Loin des citoyens et des habitants…
Un honorable correspondant local fustigeur de la langue de bois a attiré notre attention sur un article d’Alice Delaleu de 2008 sur les tics de langage, toc d’expressions et autres anglicismes en vogue depuis “Réinventer Paris”. Elle évoque ainsi « le nouveau verbiage qui sévit chez les décideurs, aménageurs et promoteurs » Et rajoutons forcément chez nos élus de la majorité du groupe « Réinventons Saint-Ouen ».
Extraits :
« Nos aménageurs (et élus) ne cessent de nous parler de mixité sociale, d’innovation, de bilan carbone zéro, de mobilités douces, de toitures végétalisées, d’espaces collaboratifs et participatifs… Ce ne serait que grammaire ? Dans son essai, Georges Orwell) écrit : « Le langage politique est destiné à rendre vraisemblables les mensonges, respectables les meurtres, et à donner l’apparence de la solidité à ce qui n’est que vent. »

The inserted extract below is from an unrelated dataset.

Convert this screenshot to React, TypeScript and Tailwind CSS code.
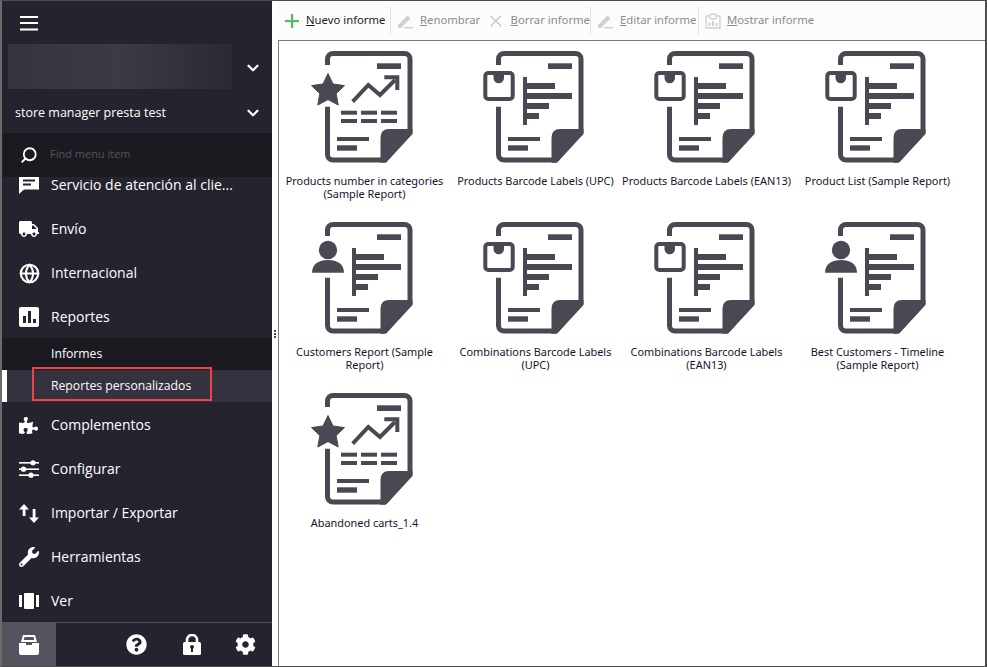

« Quels procédés utilisent les décideurs pour atténuer le sens critique des architectes et leur faire accepter leurs visions de la ville et de l’architecture ? Les expressions reprises à tort et à travers en sont un des exemples les plus notables, au service de la langue de bois généralisée. Ainsi nous dit-on, les nouveaux quartiers sont imaginés dans des « démarches participatives inclusives », avec une « intensité de sollicitation piétonne », que l’on retrouve dans le même champ lexical que « mobilités douces ».
Concernant l’éternel problème de propreté de l’espace public on évoquera plutôt (à Paris) « la « dynamique naturelle à la salissure » (…) Ironie du sort, « la valorisation des déchets » est de plus en plus prise en compte dans les appels à projets ! »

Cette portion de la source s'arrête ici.